Healthcare leaders and experts are beginning a two-month process of scrutinizing and making recommendations on the 97 quality measures that the CMS is considering using for public reporting and payment initiatives next year.
These measures, little known to the public, influence not just the flow of billions of dollars in annual Medicare spending but also the way hospitals, nursing homes and other providers treat patients.
The Measure Applications Partnership, convened by the National Quality Forum and charged with overseeing this review process, consists of several workgroups, including hospitals, clinicians, post-acute and long-term care and dual-eligible beneficiaries. They consider quality measures specific to those providers, settings or populations and make recommendations to the CMS on prioritizing and aligning those measures.

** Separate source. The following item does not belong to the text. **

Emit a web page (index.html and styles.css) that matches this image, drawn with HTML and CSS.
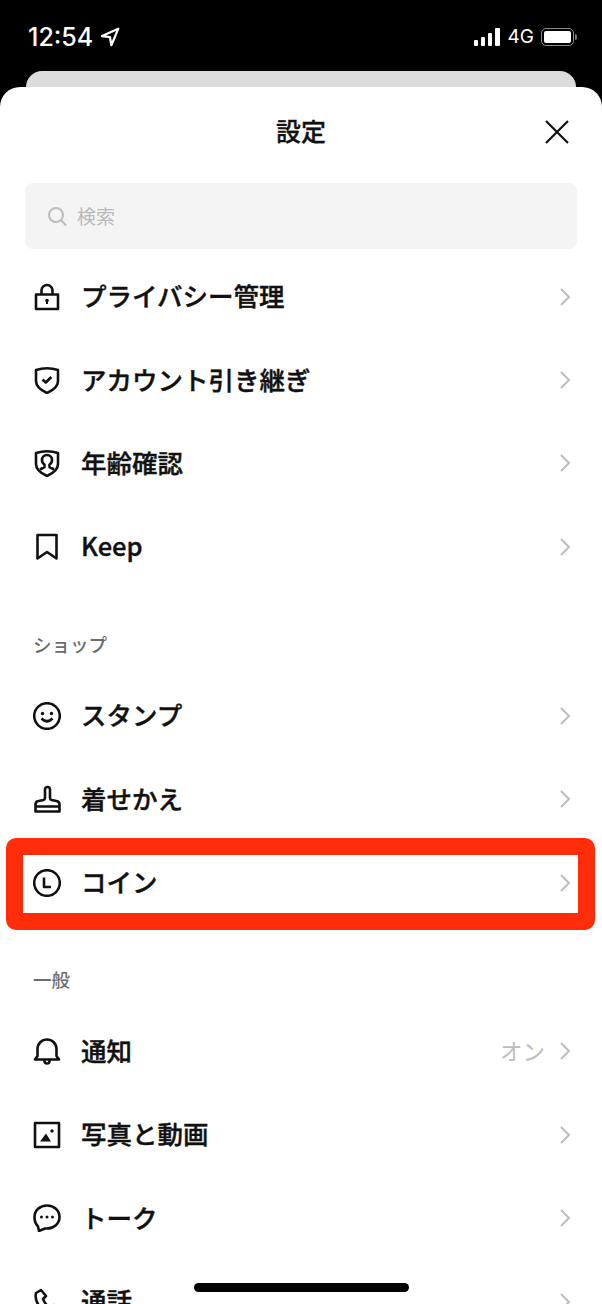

The first meeting begins Thursday with the hospital workgroup. The clinician workgroup meets Dec. 12 and 13, the post-acute care and long-term care workgroup convenes Dec. 14 and 15, and the dual-eligible workgroup works through a coordinating committee.
The 97 measures that the CMS is considering, which run the gamut from unplanned hospital readmissions to alcohol use screenings, are used for a variety of purposes. When used for reporting requirements, they give providers feedback on the quality of their care. Those metrics are also used in the growing ratings platforms that CMS publishes, such as Hospital Compare, to provide patients with information to gauge the quality of facilities.
Medicare's quality payment initiatives, such as the Hospital Readmissions Reduction Program and the Medicare Access and CHIP Reauthorization Act, also use those metrics to determine how to pay hospitals and physicians on the basis of the quality, and not just the quantity, of services they provide to Medicare beneficiaries.
The workgroups consist of public and private stakeholders. Their job is to provide HHS with pre-rulemaking guidance that better coordinates various measures across different providers and populations.
The Measure Applications Partnership has until Feb. 1, 2017, to deliver its final recommendations to HHS.